A project log for One more 3D mouse

I also want to make a 6DOF mouse

vedranVedran 06/29/2024 at 22:050 Comments

After the last success, I had to give it a quick go in actual CAD software. So I went to steer my test code from previous examples into something that can roughly detect which of the gestures mouse is currently doing, and inject the right command into Fusion 360 to be able to zoom, pan and orbit an object.

I made a simple algorithm that represents each gesture with a sum of all sensors values comprising that gesture. For example, from previous post:

The following gestures would be represented by the following sums(translate=pan):

    _sums[XP_PAN] = sensor(XpT) + sensor(XpB) + sensor(YmB) + sensor(YpT) + sensor(XmB) + sensor(XmT) - sensor(YmT) - sensor(YpB);
    _sums[XP_ORBIT] = sensor(XpT) + sensor(XpB) - sensor(YmB) - sensor(YpT) - sensor(XmB) - sensor(XmT) - sensor(YmT) - sensor(YpB);

    _sums[XN_PAN] = sensor(XpT) + sensor(XpB) + sensor(YpB) + sensor(YmT) + sensor(XmB) + sensor(XmT) - sensor(YpT) - sensor(YmB);
    _sums[XN_ORBIT] = sensor(XmB) + sensor(XmT) - sensor(YmB) - sensor(YpT) - sensor(XpT) - sensor(XpB) - sensor(YmT) - sensor(YpB);

XpT represents a sensor input X+, top and XpB sensor X+, bottom, as my design features 2 sensors on each axis. The algorithm then goes on to compare all sums to find the largest one, and takes that as the most likely gesture. The exact gesture is actually not very important, as long as we can reliably determine in which of the following states we are: idle, pan, orbit, zoom (zoom is represented by lifting and pressing on the knob; +/-Z axis translation)

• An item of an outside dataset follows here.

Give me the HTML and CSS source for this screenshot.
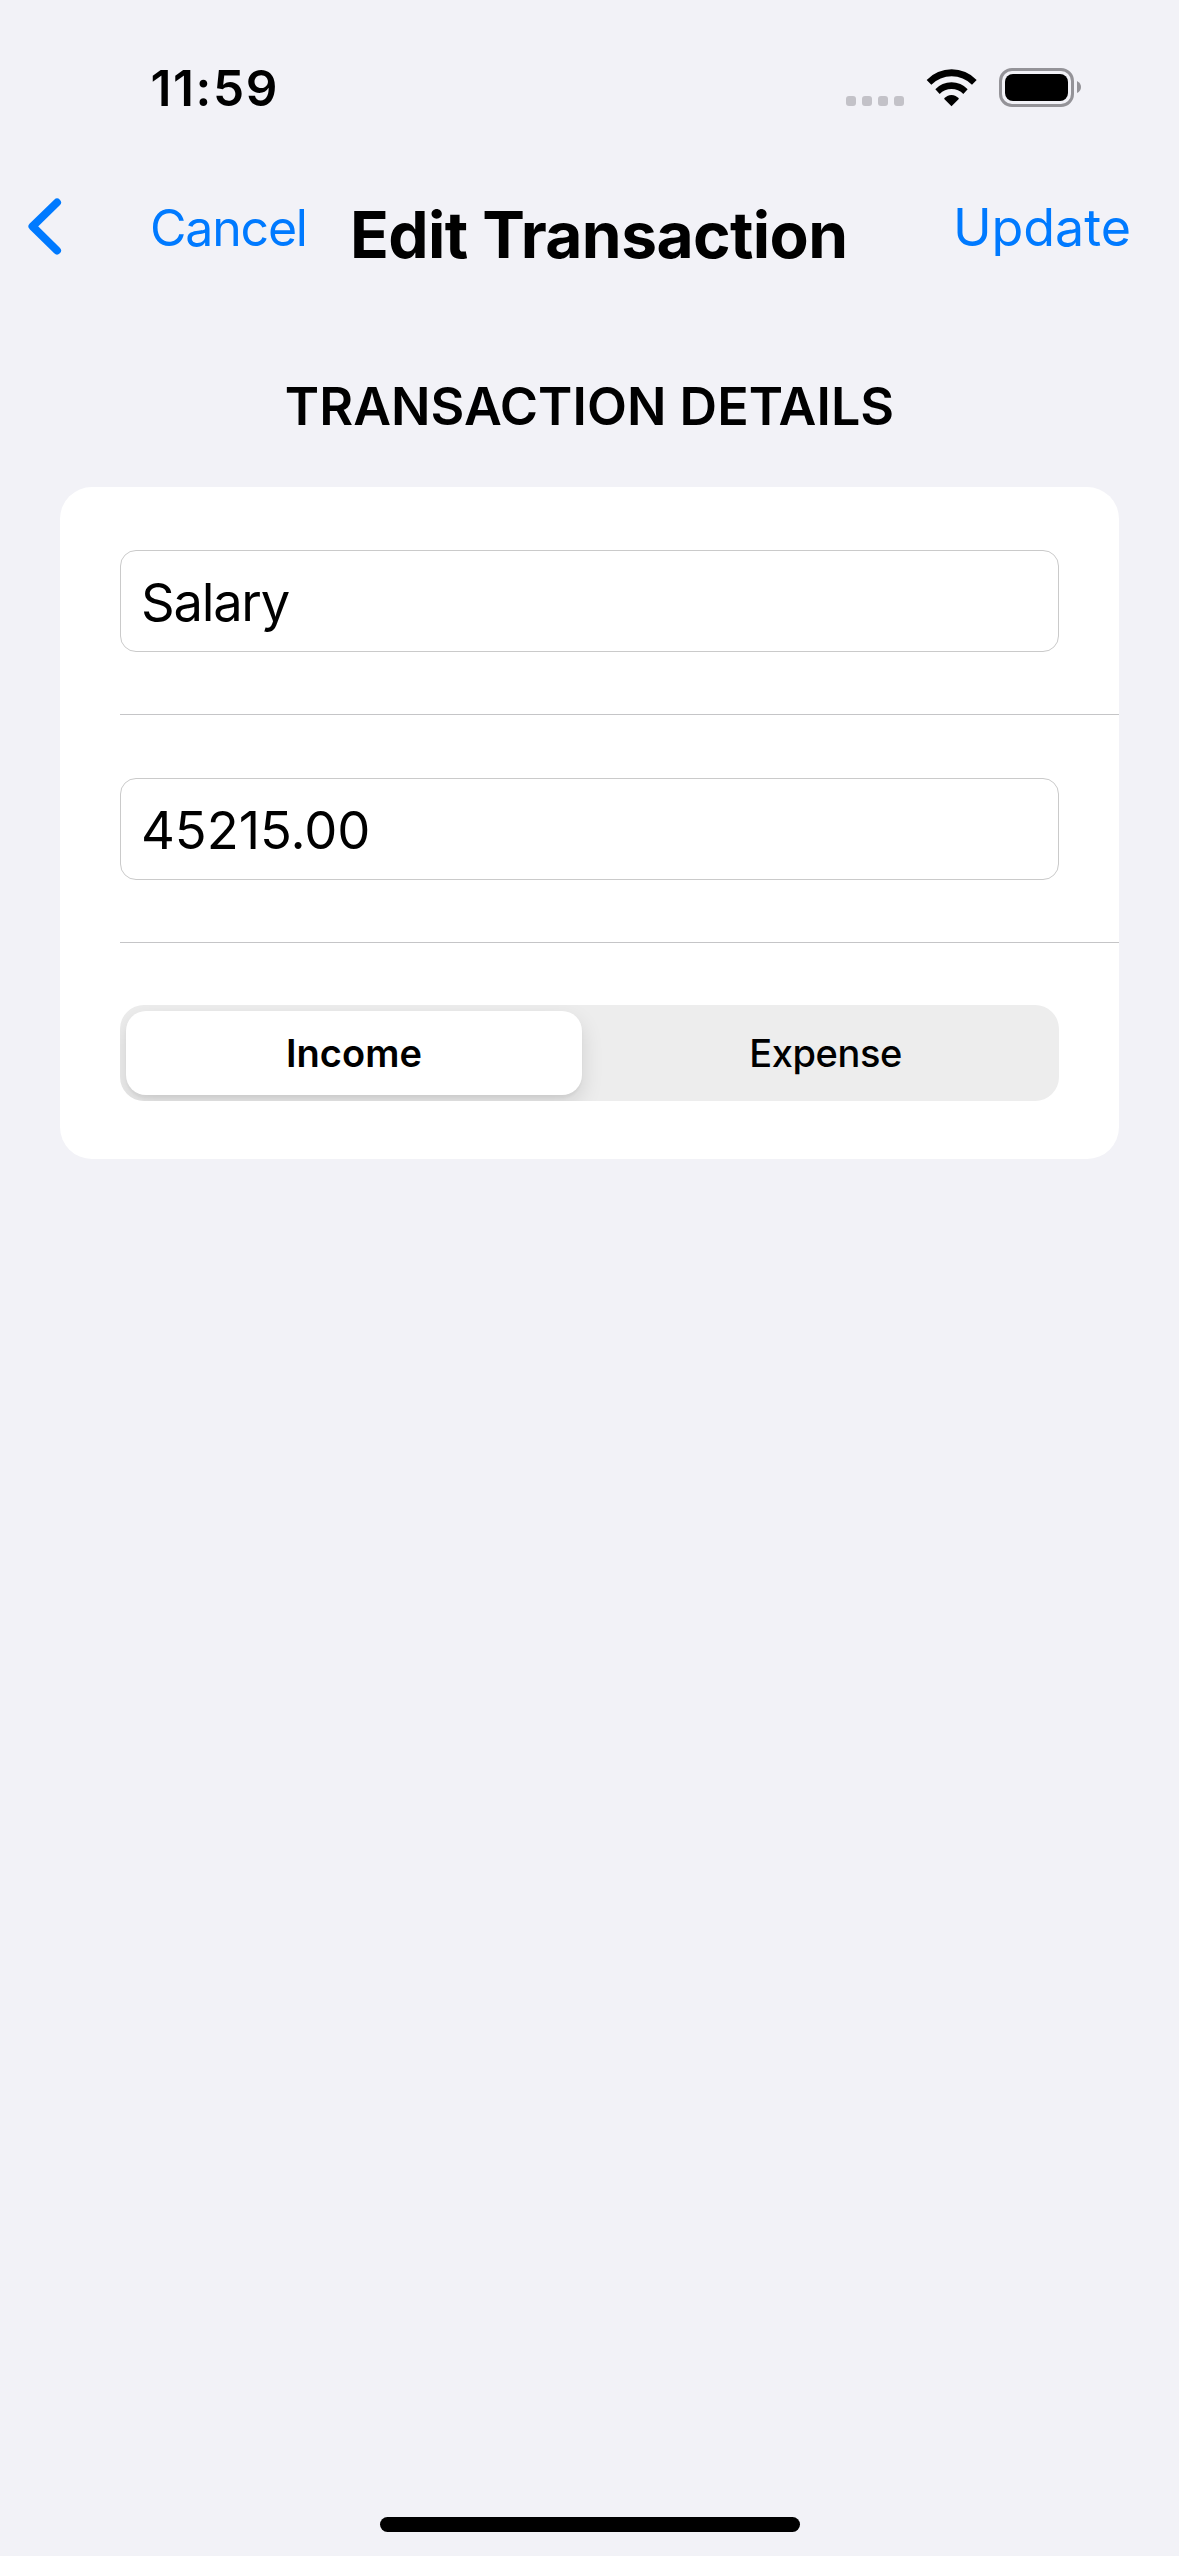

Once we know the gesture, we need to somehow extract X/Y motion magnitudes to move mouse, and I should've spent more time on that as the current example doesn't do a very good job with tracking when in panning mode. But overall, I got what I needed and I could somewhat do what I wanted with the part.

Generally, approach seems to work nice. Orbiting work as I would expect it, but panning can be a bit difficult, and that's mostly because I didn't yet look into what data gives the best tracking when in panning mode. Also, zoom is going to need reworking. Even though the current zoom speed is the slowest possible (on tick per refresh rate, at 100Hz that's still pretty fast). I am thinking that zoom will be somehow incremented internally at a much lower rate so that is ticks to one every 100 - 500 ms.

Currently, though, my biggest annoyance is that the test setup needs to be held with one arm as it's too light and would otherwise just move around.